▸ THE EXERCISE
Quote the whole listing word for word. Do not include the pictures.

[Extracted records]

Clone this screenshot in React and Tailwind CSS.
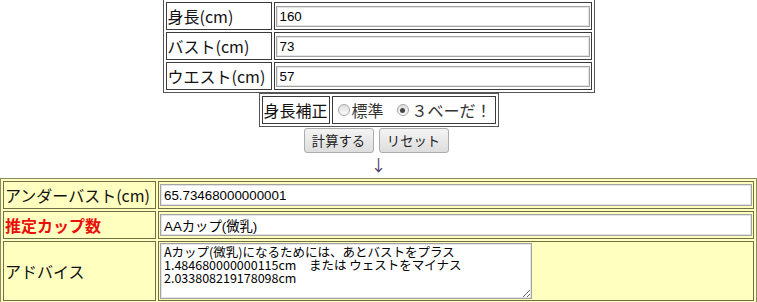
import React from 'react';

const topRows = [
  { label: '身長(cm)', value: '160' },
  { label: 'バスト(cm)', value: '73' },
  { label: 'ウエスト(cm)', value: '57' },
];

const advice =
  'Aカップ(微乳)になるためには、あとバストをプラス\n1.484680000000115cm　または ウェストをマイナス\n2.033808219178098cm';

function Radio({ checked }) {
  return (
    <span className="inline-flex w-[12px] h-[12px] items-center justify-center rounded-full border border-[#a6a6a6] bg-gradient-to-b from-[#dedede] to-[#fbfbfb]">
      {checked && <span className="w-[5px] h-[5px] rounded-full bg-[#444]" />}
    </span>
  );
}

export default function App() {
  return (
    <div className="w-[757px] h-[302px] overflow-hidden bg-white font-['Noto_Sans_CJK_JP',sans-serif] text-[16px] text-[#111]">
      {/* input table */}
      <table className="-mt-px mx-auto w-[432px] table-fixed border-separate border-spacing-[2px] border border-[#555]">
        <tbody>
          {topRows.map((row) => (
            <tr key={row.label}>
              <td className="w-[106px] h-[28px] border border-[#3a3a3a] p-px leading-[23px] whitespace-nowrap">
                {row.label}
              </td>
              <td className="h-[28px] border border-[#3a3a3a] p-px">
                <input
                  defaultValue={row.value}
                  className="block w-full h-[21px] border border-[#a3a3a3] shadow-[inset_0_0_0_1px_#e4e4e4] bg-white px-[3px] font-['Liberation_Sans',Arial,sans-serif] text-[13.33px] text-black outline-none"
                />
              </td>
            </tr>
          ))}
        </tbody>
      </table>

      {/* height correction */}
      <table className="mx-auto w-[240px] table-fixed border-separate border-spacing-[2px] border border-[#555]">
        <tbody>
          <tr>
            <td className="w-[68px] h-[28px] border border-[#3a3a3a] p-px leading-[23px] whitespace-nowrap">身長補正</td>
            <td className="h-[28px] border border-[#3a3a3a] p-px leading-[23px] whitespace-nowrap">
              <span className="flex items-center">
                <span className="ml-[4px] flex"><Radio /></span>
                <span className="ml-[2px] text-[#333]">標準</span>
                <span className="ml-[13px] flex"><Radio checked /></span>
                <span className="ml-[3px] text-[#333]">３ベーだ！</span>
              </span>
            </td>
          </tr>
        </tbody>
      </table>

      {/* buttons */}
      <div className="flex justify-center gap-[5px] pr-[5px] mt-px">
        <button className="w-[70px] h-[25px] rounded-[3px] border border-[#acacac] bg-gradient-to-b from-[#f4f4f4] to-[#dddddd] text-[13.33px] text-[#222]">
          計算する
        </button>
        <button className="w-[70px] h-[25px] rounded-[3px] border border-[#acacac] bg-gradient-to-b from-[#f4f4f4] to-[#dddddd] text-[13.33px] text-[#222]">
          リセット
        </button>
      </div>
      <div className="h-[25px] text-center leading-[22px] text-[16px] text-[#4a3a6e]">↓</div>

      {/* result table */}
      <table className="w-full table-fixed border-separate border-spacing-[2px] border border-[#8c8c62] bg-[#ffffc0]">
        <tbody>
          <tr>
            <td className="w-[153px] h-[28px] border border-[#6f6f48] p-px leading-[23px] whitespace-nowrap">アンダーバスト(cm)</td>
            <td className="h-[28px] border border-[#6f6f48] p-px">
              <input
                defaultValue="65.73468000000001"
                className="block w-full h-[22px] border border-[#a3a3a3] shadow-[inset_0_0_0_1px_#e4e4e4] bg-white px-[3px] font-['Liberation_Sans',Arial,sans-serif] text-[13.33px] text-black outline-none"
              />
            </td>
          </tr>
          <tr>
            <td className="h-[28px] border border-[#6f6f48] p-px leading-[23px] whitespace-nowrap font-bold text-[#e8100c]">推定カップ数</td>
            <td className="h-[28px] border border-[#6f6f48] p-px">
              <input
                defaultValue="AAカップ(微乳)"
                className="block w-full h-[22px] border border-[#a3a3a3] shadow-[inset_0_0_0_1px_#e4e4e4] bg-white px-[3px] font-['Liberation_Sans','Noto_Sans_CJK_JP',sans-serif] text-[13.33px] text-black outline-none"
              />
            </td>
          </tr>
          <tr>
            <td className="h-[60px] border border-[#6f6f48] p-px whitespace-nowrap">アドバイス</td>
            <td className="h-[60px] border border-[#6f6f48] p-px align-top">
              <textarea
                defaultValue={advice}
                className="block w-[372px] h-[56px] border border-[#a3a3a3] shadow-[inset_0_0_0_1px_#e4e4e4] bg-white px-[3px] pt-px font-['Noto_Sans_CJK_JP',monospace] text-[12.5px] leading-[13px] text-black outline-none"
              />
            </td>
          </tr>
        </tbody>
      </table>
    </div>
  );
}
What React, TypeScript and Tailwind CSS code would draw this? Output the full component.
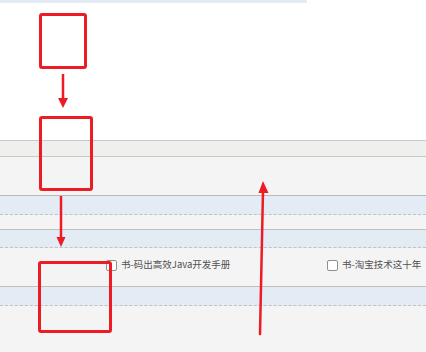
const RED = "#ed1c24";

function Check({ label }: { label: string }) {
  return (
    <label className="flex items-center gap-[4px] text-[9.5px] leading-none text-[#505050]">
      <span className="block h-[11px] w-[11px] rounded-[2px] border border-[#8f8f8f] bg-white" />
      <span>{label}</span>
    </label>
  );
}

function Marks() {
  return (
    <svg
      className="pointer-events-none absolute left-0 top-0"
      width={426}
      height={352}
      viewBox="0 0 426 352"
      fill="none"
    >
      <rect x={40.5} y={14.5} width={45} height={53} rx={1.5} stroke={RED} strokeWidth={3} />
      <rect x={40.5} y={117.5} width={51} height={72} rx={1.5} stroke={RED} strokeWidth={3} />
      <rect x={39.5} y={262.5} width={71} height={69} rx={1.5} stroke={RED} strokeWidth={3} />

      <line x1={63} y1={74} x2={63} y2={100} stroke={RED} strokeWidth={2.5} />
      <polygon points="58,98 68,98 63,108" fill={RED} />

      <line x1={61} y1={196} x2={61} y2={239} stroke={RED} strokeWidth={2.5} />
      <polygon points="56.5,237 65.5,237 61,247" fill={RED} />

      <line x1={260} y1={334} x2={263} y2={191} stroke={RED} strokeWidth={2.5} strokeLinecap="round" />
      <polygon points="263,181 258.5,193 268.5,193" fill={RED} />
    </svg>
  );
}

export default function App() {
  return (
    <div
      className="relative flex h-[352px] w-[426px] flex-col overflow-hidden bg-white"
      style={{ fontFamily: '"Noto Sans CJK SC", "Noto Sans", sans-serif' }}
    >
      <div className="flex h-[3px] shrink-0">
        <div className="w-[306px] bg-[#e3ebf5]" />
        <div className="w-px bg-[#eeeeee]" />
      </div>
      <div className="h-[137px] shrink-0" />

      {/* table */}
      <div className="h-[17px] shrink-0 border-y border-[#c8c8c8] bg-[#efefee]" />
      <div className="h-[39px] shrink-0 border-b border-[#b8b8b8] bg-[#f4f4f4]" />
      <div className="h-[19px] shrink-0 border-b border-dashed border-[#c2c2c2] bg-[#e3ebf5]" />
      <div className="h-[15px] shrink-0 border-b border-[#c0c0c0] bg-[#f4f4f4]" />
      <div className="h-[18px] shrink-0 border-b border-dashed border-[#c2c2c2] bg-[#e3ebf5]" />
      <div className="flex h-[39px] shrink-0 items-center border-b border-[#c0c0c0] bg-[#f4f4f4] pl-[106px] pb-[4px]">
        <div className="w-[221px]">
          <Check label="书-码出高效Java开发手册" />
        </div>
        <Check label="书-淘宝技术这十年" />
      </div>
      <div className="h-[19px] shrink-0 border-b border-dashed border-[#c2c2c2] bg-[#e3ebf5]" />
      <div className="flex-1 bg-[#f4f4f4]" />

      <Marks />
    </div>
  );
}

▸ ANSWER TO THE PROBLEM
Clone this screenshot in React and Tailwind CSS.
import React from 'react';

const topRows = [
  { label: '身長(cm)', value: '160' },
  { label: 'バスト(cm)', value: '73' },
  { label: 'ウエスト(cm)', value: '57' },
];

const advice =
  'Aカップ(微乳)になるためには、あとバストをプラス\n1.484680000000115cm　または ウェストをマイナス\n2.033808219178098cm';

function Radio({ checked }) {
  return (
    <span className="inline-flex w-[12px] h-[12px] items-center justify-center rounded-full border border-[#a6a6a6] bg-gradient-to-b from-[#dedede] to-[#fbfbfb]">
      {checked && <span className="w-[5px] h-[5px] rounded-full bg-[#444]" />}
    </span>
  );
}

export default function App() {
  return (
    <div className="w-[757px] h-[302px] overflow-hidden bg-white font-['Noto_Sans_CJK_JP',sans-serif] text-[16px] text-[#111]">
      {/* input table */}
      <table className="-mt-px mx-auto w-[432px] table-fixed border-separate border-spacing-[2px] border border-[#555]">
        <tbody>
          {topRows.map((row) => (
            <tr key={row.label}>
              <td className="w-[106px] h-[28px] border border-[#3a3a3a] p-px leading-[23px] whitespace-nowrap">
                {row.label}
              </td>
              <td className="h-[28px] border border-[#3a3a3a] p-px">
                <input
                  defaultValue={row.value}
                  className="block w-full h-[21px] border border-[#a3a3a3] shadow-[inset_0_0_0_1px_#e4e4e4] bg-white px-[3px] font-['Liberation_Sans',Arial,sans-serif] text-[13.33px] text-black outline-none"
                />
              </td>
            </tr>
          ))}
        </tbody>
      </table>

      {/* height correction */}
      <table className="mx-auto w-[240px] table-fixed border-separate border-spacing-[2px] border border-[#555]">
        <tbody>
          <tr>
            <td className="w-[68px] h-[28px] border border-[#3a3a3a] p-px leading-[23px] whitespace-nowrap">身長補正</td>
            <td className="h-[28px] border border-[#3a3a3a] p-px leading-[23px] whitespace-nowrap">
              <span className="flex items-center">
                <span className="ml-[4px] flex"><Radio /></span>
                <span className="ml-[2px] text-[#333]">標準</span>
                <span className="ml-[13px] flex"><Radio checked /></span>
                <span className="ml-[3px] text-[#333]">３ベーだ！</span>
              </span>
            </td>
          </tr>
        </tbody>
      </table>

      {/* buttons */}
      <div className="flex justify-center gap-[5px] pr-[5px] mt-px">
        <button className="w-[70px] h-[25px] rounded-[3px] border border-[#acacac] bg-gradient-to-b from-[#f4f4f4] to-[#dddddd] text-[13.33px] text-[#222]">
          計算する
        </button>
        <button className="w-[70px] h-[25px] rounded-[3px] border border-[#acacac] bg-gradient-to-b from-[#f4f4f4] to-[#dddddd] text-[13.33px] text-[#222]">
          リセット
        </button>
      </div>
      <div className="h-[25px] text-center leading-[22px] text-[16px] text-[#4a3a6e]">↓</div>

      {/* result table */}
      <table className="w-full table-fixed border-separate border-spacing-[2px] border border-[#8c8c62] bg-[#ffffc0]">
        <tbody>
          <tr>
            <td className="w-[153px] h-[28px] border border-[#6f6f48] p-px leading-[23px] whitespace-nowrap">アンダーバスト(cm)</td>
            <td className="h-[28px] border border-[#6f6f48] p-px">
              <input
                defaultValue="65.73468000000001"
                className="block w-full h-[22px] border border-[#a3a3a3] shadow-[inset_0_0_0_1px_#e4e4e4] bg-white px-[3px] font-['Liberation_Sans',Arial,sans-serif] text-[13.33px] text-black outline-none"
              />
            </td>
          </tr>
          <tr>
            <td className="h-[28px] border border-[#6f6f48] p-px leading-[23px] whitespace-nowrap font-bold text-[#e8100c]">推定カップ数</td>
            <td className="h-[28px] border border-[#6f6f48] p-px">
              <input
                defaultValue="AAカップ(微乳)"
                className="block w-full h-[22px] border border-[#a3a3a3] shadow-[inset_0_0_0_1px_#e4e4e4] bg-white px-[3px] font-['Liberation_Sans','Noto_Sans_CJK_JP',sans-serif] text-[13.33px] text-black outline-none"
              />
            </td>
          </tr>
          <tr>
            <td className="h-[60px] border border-[#6f6f48] p-px whitespace-nowrap">アドバイス</td>
            <td className="h-[60px] border border-[#6f6f48] p-px align-top">
              <textarea
                defaultValue={advice}
                className="block w-[372px] h-[56px] border border-[#a3a3a3] shadow-[inset_0_0_0_1px_#e4e4e4] bg-white px-[3px] pt-px font-['Noto_Sans_CJK_JP',monospace] text-[12.5px] leading-[13px] text-black outline-none"
              />
            </td>
          </tr>
        </tbody>
      </table>
    </div>
  );
}
What React, TypeScript and Tailwind CSS code would draw this? Output the full component.
const RED = "#ed1c24";

function Check({ label }: { label: string }) {
  return (
    <label className="flex items-center gap-[4px] text-[9.5px] leading-none text-[#505050]">
      <span className="block h-[11px] w-[11px] rounded-[2px] border border-[#8f8f8f] bg-white" />
      <span>{label}</span>
    </label>
  );
}

function Marks() {
  return (
    <svg
      className="pointer-events-none absolute left-0 top-0"
      width={426}
      height={352}
      viewBox="0 0 426 352"
      fill="none"
    >
      <rect x={40.5} y={14.5} width={45} height={53} rx={1.5} stroke={RED} strokeWidth={3} />
      <rect x={40.5} y={117.5} width={51} height={72} rx={1.5} stroke={RED} strokeWidth={3} />
      <rect x={39.5} y={262.5} width={71} height={69} rx={1.5} stroke={RED} strokeWidth={3} />

      <line x1={63} y1={74} x2={63} y2={100} stroke={RED} strokeWidth={2.5} />
      <polygon points="58,98 68,98 63,108" fill={RED} />

      <line x1={61} y1={196} x2={61} y2={239} stroke={RED} strokeWidth={2.5} />
      <polygon points="56.5,237 65.5,237 61,247" fill={RED} />

      <line x1={260} y1={334} x2={263} y2={191} stroke={RED} strokeWidth={2.5} strokeLinecap="round" />
      <polygon points="263,181 258.5,193 268.5,193" fill={RED} />
    </svg>
  );
}

export default function App() {
  return (
    <div
      className="relative flex h-[352px] w-[426px] flex-col overflow-hidden bg-white"
      style={{ fontFamily: '"Noto Sans CJK SC", "Noto Sans", sans-serif' }}
    >
      <div className="flex h-[3px] shrink-0">
        <div className="w-[306px] bg-[#e3ebf5]" />
        <div className="w-px bg-[#eeeeee]" />
      </div>
      <div className="h-[137px] shrink-0" />

      {/* table */}
      <div className="h-[17px] shrink-0 border-y border-[#c8c8c8] bg-[#efefee]" />
      <div className="h-[39px] shrink-0 border-b border-[#b8b8b8] bg-[#f4f4f4]" />
      <div className="h-[19px] shrink-0 border-b border-dashed border-[#c2c2c2] bg-[#e3ebf5]" />
      <div className="h-[15px] shrink-0 border-b border-[#c0c0c0] bg-[#f4f4f4]" />
      <div className="h-[18px] shrink-0 border-b border-dashed border-[#c2c2c2] bg-[#e3ebf5]" />
      <div className="flex h-[39px] shrink-0 items-center border-b border-[#c0c0c0] bg-[#f4f4f4] pl-[106px] pb-[4px]">
        <div className="w-[221px]">
          <Check label="书-码出高效Java开发手册" />
        </div>
        <Check label="书-淘宝技术这十年" />
      </div>
      <div className="h-[19px] shrink-0 border-b border-dashed border-[#c2c2c2] bg-[#e3ebf5]" />
      <div className="flex-1 bg-[#f4f4f4]" />

      <Marks />
    </div>
  );
}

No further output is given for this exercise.